## Start Supplied data
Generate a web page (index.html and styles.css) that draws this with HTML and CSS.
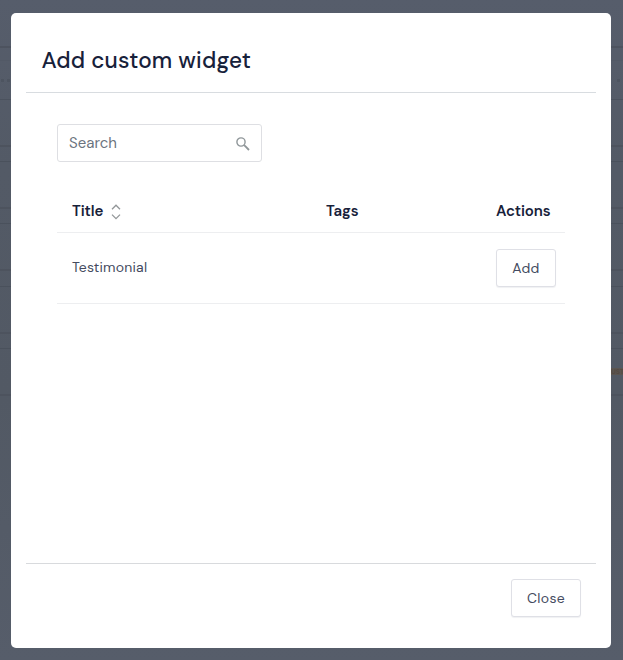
FILE: index.html
```html
<!DOCTYPE html>
<html lang="en">
<head>
<meta charset="utf-8">
<title>Add custom widget</title>
<link rel="stylesheet" href="styles.css">
</head>
<body>
<div class="page">
  <div class="bar bar-top"></div>
  <div class="bar bar-tools"></div>
  <div class="dots"><i></i><i></i><b></b><i></i><i></i></div>
  <div class="panel"></div><div class="gap"></div>
  <div class="panel"></div><div class="gap"></div>
  <div class="panel"></div><div class="gap"></div>
  <div class="panel"></div><div class="gap"></div>
  <div class="panel tagged"><span class="tag">UST</span></div>
</div>
<main class="modal">
  <header class="head"><h1>Add custom widget</h1></header>
  <section class="body">
    <label class="search">
      <input type="text" placeholder="Search">
      <svg width="14" height="14" viewBox="0 0 14 14" fill="none" stroke="#8f9699"><circle cx="5" cy="5" r="4.1" stroke-width="1.4"/><path d="M8.2 8.2L13 13" stroke-width="1.8"/></svg>
    </label>
    <div class="table">
      <div class="row th">
        <div class="title">Title
          <svg width="10" height="16" viewBox="0 0 10 16" fill="none" stroke="#929698" stroke-width="1.3"><path d="M1 5.2L5 1.2l4 4M1 10.6l4 4 4-4"/></svg>
        </div>
        <div class="tags">Tags</div>
        <div class="actions">Actions</div>
      </div>
      <div class="row td">
        <div class="name">Testimonial</div>
        <div></div>
        <div><button class="add">Add</button></div>
      </div>
    </div>
  </section>
  <footer class="foot"><button class="close">Close</button></footer>
</main>
</body>
</html>
```
FILE: styles.css
```css
* { box-sizing: border-box; }
body {
  margin: 0;
  height: 660px;
  overflow: hidden;
  background: #545b68;
  color: #444b60;
  font-family: "DM Sans", Inter, sans-serif;
}
.page {
  height: 660px;
  background: linear-gradient(#565d6b 0, #535a66 25%, #525964 60%, #565d6a 100%);
}
.bar-top { height: 48px; border-bottom: 2px solid #4d535f; }
.bar-tools { height: 13px; border-bottom: 1px solid #525966; }
.dots { height: 39px; padding-top: 18px; border-bottom: 1px solid #4b525e; display: flex; gap: 3px; }
.dots i { flex: none; width: 3px; height: 3px; background: #4d5460; }
.dots i:first-child { margin-left: 1px; }
.dots b { flex: none; width: 601px; }
.panel { height: 47px; border-bottom: 2px solid #4d535e; }
.gap { height: 15.2px; border-bottom: 1px solid #4a515c; }
.tagged { display: flex; justify-content: flex-end; align-items: center; }
.tag { width: 12px; overflow: hidden; font-size: 7px; line-height: 7px; font-weight: 800; color: #544a43; background: #5a5551; }
.modal {
  position: absolute;
  left: 11px;
  top: 13px;
  width: 600px;
  height: 635px;
  padding: 0 15px;
  display: flex;
  flex-direction: column;
  background: #fff;
  border-radius: 5px;
}
.head { height: 80px; padding: 33px 15.5px 0; border-bottom: 1px solid #d8dce0; }
h1 { margin: 0; font-size: 22.5px; line-height: 30px; font-weight: 500; color: #17213a; white-space: nowrap; letter-spacing: .18px; }
.body { flex: 1; padding: 31px 31px 0; }
.search {
  width: 205px;
  height: 38px;
  padding: 0 11px;
  display: flex;
  align-items: center;
  justify-content: space-between;
  border: 1px solid #dedfe3;
  border-radius: 3px;
}
.search svg { margin-top: 2px; }
.search input { width: 140px; padding: 0; border: 0; outline: 0; font: 15px/20px "DM Sans", Inter, sans-serif; letter-spacing: 0; }
.search input::placeholder { color: #6b7480; opacity: 1; }
.table { margin-top: 28px; }
.row { display: grid; grid-template-columns: 254px 170px 70px; padding-left: 15px; border-bottom: 1px solid #edeef0; }
.th { height: 43px; padding-top: 11px; font-size: 15px; line-height: 20px; font-weight: 600; color: #17213a; align-items: start; letter-spacing: -.1px; }
.title { display: flex; align-items: center; gap: 8px; }
.title svg { margin-top: 2px; }
.td { height: 71px; padding-top: 16px; }
.name { padding-top: 8px; font-size: 14px; line-height: 20px; letter-spacing: .2px; }
button {
  height: 38px;
  padding: 0;
  display: block;
  background: #fff;
  border: 1px solid #dfe0e6;
  border-radius: 3px;
  box-shadow: 0 1px 1px #f0f1f3;
  color: #444b60;
  font: 14px/20px "DM Sans", Inter, sans-serif;
  letter-spacing: .3px;
}
.add { width: 60px; }
.close { width: 70px; }
.foot { height: 85px; padding: 15px 15px 0; display: flex; justify-content: flex-end; align-items: flex-start; border-top: 1px solid #d8dadd; }
```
## End Supplied data
_What to do_: Give back the whole listing as it stands, minus its pictures.

_Response to this exercise_:
Generate a web page (index.html and styles.css) that draws this with HTML and CSS.
FILE: index.html
```html
<!DOCTYPE html>
<html lang="en">
<head>
<meta charset="utf-8">
<title>Add custom widget</title>
<link rel="stylesheet" href="styles.css">
</head>
<body>
<div class="page">
  <div class="bar bar-top"></div>
  <div class="bar bar-tools"></div>
  <div class="dots"><i></i><i></i><b></b><i></i><i></i></div>
  <div class="panel"></div><div class="gap"></div>
  <div class="panel"></div><div class="gap"></div>
  <div class="panel"></div><div class="gap"></div>
  <div class="panel"></div><div class="gap"></div>
  <div class="panel tagged"><span class="tag">UST</span></div>
</div>
<main class="modal">
  <header class="head"><h1>Add custom widget</h1></header>
  <section class="body">
    <label class="search">
      <input type="text" placeholder="Search">
      <svg width="14" height="14" viewBox="0 0 14 14" fill="none" stroke="#8f9699"><circle cx="5" cy="5" r="4.1" stroke-width="1.4"/><path d="M8.2 8.2L13 13" stroke-width="1.8"/></svg>
    </label>
    <div class="table">
      <div class="row th">
        <div class="title">Title
          <svg width="10" height="16" viewBox="0 0 10 16" fill="none" stroke="#929698" stroke-width="1.3"><path d="M1 5.2L5 1.2l4 4M1 10.6l4 4 4-4"/></svg>
        </div>
        <div class="tags">Tags</div>
        <div class="actions">Actions</div>
      </div>
      <div class="row td">
        <div class="name">Testimonial</div>
        <div></div>
        <div><button class="add">Add</button></div>
      </div>
    </div>
  </section>
  <footer class="foot"><button class="close">Close</button></footer>
</main>
</body>
</html>
```
FILE: styles.css
```css
* { box-sizing: border-box; }
body {
  margin: 0;
  height: 660px;
  overflow: hidden;
  background: #545b68;
  color: #444b60;
  font-family: "DM Sans", Inter, sans-serif;
}
.page {
  height: 660px;
  background: linear-gradient(#565d6b 0, #535a66 25%, #525964 60%, #565d6a 100%);
}
.bar-top { height: 48px; border-bottom: 2px solid #4d535f; }
.bar-tools { height: 13px; border-bottom: 1px solid #525966; }
.dots { height: 39px; padding-top: 18px; border-bottom: 1px solid #4b525e; display: flex; gap: 3px; }
.dots i { flex: none; width: 3px; height: 3px; background: #4d5460; }
.dots i:first-child { margin-left: 1px; }
.dots b { flex: none; width: 601px; }
.panel { height: 47px; border-bottom: 2px solid #4d535e; }
.gap { height: 15.2px; border-bottom: 1px solid #4a515c; }
.tagged { display: flex; justify-content: flex-end; align-items: center; }
.tag { width: 12px; overflow: hidden; font-size: 7px; line-height: 7px; font-weight: 800; color: #544a43; background: #5a5551; }
.modal {
  position: absolute;
  left: 11px;
  top: 13px;
  width: 600px;
  height: 635px;
  padding: 0 15px;
  display: flex;
  flex-direction: column;
  background: #fff;
  border-radius: 5px;
}
.head { height: 80px; padding: 33px 15.5px 0; border-bottom: 1px solid #d8dce0; }
h1 { margin: 0; font-size: 22.5px; line-height: 30px; font-weight: 500; color: #17213a; white-space: nowrap; letter-spacing: .18px; }
.body { flex: 1; padding: 31px 31px 0; }
.search {
  width: 205px;
  height: 38px;
  padding: 0 11px;
  display: flex;
  align-items: center;
  justify-content: space-between;
  border: 1px solid #dedfe3;
  border-radius: 3px;
}
.search svg { margin-top: 2px; }
.search input { width: 140px; padding: 0; border: 0; outline: 0; font: 15px/20px "DM Sans", Inter, sans-serif; letter-spacing: 0; }
.search input::placeholder { color: #6b7480; opacity: 1; }
.table { margin-top: 28px; }
.row { display: grid; grid-template-columns: 254px 170px 70px; padding-left: 15px; border-bottom: 1px solid #edeef0; }
.th { height: 43px; padding-top: 11px; font-size: 15px; line-height: 20px; font-weight: 600; color: #17213a; align-items: start; letter-spacing: -.1px; }
.title { display: flex; align-items: center; gap: 8px; }
.title svg { margin-top: 2px; }
.td { height: 71px; padding-top: 16px; }
.name { padding-top: 8px; font-size: 14px; line-height: 20px; letter-spacing: .2px; }
button {
  height: 38px;
  padding: 0;
  display: block;
  background: #fff;
  border: 1px solid #dfe0e6;
  border-radius: 3px;
  box-shadow: 0 1px 1px #f0f1f3;
  color: #444b60;
  font: 14px/20px "DM Sans", Inter, sans-serif;
  letter-spacing: .3px;
}
.add { width: 60px; }
.close { width: 70px; }
.foot { height: 85px; padding: 15px 15px 0; display: flex; justify-content: flex-end; align-items: flex-start; border-top: 1px solid #d8dadd; }
```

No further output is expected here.